Secondo gli autori, sia pure con accenti diversi, le posizioni di questi filoni teorici hanno molti punti di contatto o perlomeno non sono tra loro contrastanti e dunque presentano la possibilità di un avvicinamento e di un dialogo.

Vengono poi esaminati rapidamente alcune contraddizioni di un tempo: riforme/rivoluzione e Ideologia/pragmatismo, per mostrare come siano oggi superate a favore di un riformismo realistico (a riguardo si potrebbe sollevare un interrogativo: questo riformismo vuol modificare il sistema o solo portarvi degli aggiustamenti?).

Viene poi approfondito il tema del lavoro in ambito cattolico.

La descrizione delle posizioni di Sturzo e di Dossetti è solo schematizzata: Sturzo sarebbe a favore del conflitto non ritenendo che lo Stato debba intervenire, mentre Dossetti concependo lo Stato in modo finalistico sarebbe favorevole all’intervento nei conflitti sociali.
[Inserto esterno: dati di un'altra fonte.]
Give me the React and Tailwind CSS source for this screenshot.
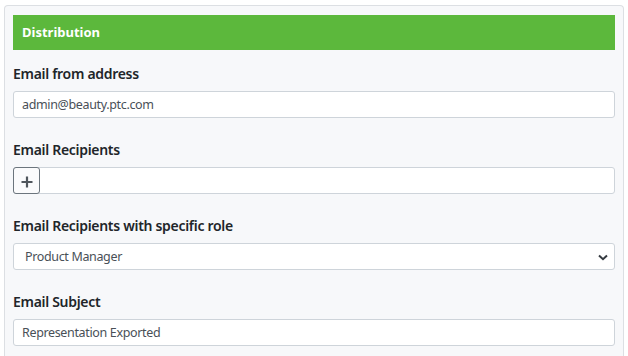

Gli autori fanno riferimento a Baget Bozzo il quale sostiene un’immagine “integralista” di Dossetti, indubbiamente eccessiva: Dossetti e La Pira certamente pensavano di esprimere i loro valori cristiani nei riguardi della società, ma al di là delle motivazioni, le loro proposte erano del tutto laiche. Lo testimonia la Costituzione. E poi si potrebbe ricordare che la posizione allora più avanzata sul piano teorico era quella di Maritain, che parlava di nuova “cristianità”, a cui certamente Dossetti e La Pira hanno fatto in un primo tempo riferimento, del resto come molti altri.

Dall’insieme del discorso sembra di comprendere che le simpatie degli autori, rifuggendo dallo statalismo, propendano piuttosto per una soluzione lib -lab, un laburismo che tenga conto della lezione ordoliberale.

Viene poi citata un’intervista di De Gasperi dove lo statista vede un futuro di laburismo e di economia sociale, espressioni fatte indubbiamente in buona fede, ma che riguardano un “futuro” che è ancora di là da venire.

Per illustrare la visione cattolica del lavoro gli autori fanno poi ampio ricorso alla “Laborem Exercens”, una enciclica esclusivamente dedicata a questo tema: di essa richiamano in particolare il valore soggettivo del lavoro (che consente un’incessante elevazione culturale e morale) e la dimensione mondiale, che apre la questione sociale a comprendere tutti gli sfruttati di ogni regime.

Dei cattolici vengono ricordate le diverse organizzazioni di lavoratori, ma anche le esperienze politiche più “laburiste”, come esperienze che hanno espresso un loro contributo alla costruzione di un pensiero sociale.

Per venire più direttamente alla proposta gli autori ritengono che opportunità rilevanti siano offerte dalla situazione presente, in particolare dalle nuove tecnologie (e dall’algoritmo che consente una conoscenza dettagliata di tanti aspetti della nostra vita) e dalla globalizzazione, che apre inediti orizzonti.

La costruzione di una prospettiva laburista dovrebbe realizzarsi sulla base di quattro presupposti:

  • Accettare il conflitto economico-sociale
  • Recuperare il mondo del lavoro attraverso la fraternità, come allargamento della solidarietà
  • Ripartire dalla città, dal territorio, dove si sviluppano le relazioni sociali e la società civile (civitas)
  • Valorizzare i corpi intermedi: la cooperazione, le associazioni dei lavoratori, il terzo settore.

Seguono due scritti distinti, dell’uno e dell’altro autore, ma penso che si possa finire qui.

L’elaborazione della proposta, molto interessante in sé, è espressa nelle sue linee generali, attraverso richiami a idee e concezioni che non vengono approfondite, ciò che è comprensibile nella logica dell’impostazione dell’opera.

Appare però evidente che, qualora si intendesse veramente dar seguito al discorso, allora i problemi dovrebbero essere affrontati in tutto il loro spessore ad un altro livello.

In secondo luogo, ci si può chiedere: a chi è rivolto il discorso? Alle persone di buona volontà che lo vogliono ascoltare? Alle associazioni dei lavoratori per un aggiornamento e una verifica dei loro “statuti”? A un partito come il PD che ha perso ogni carattere laburistico?

Insomma, il discorso è aperto e speriamo che trovi chi lo raccolga.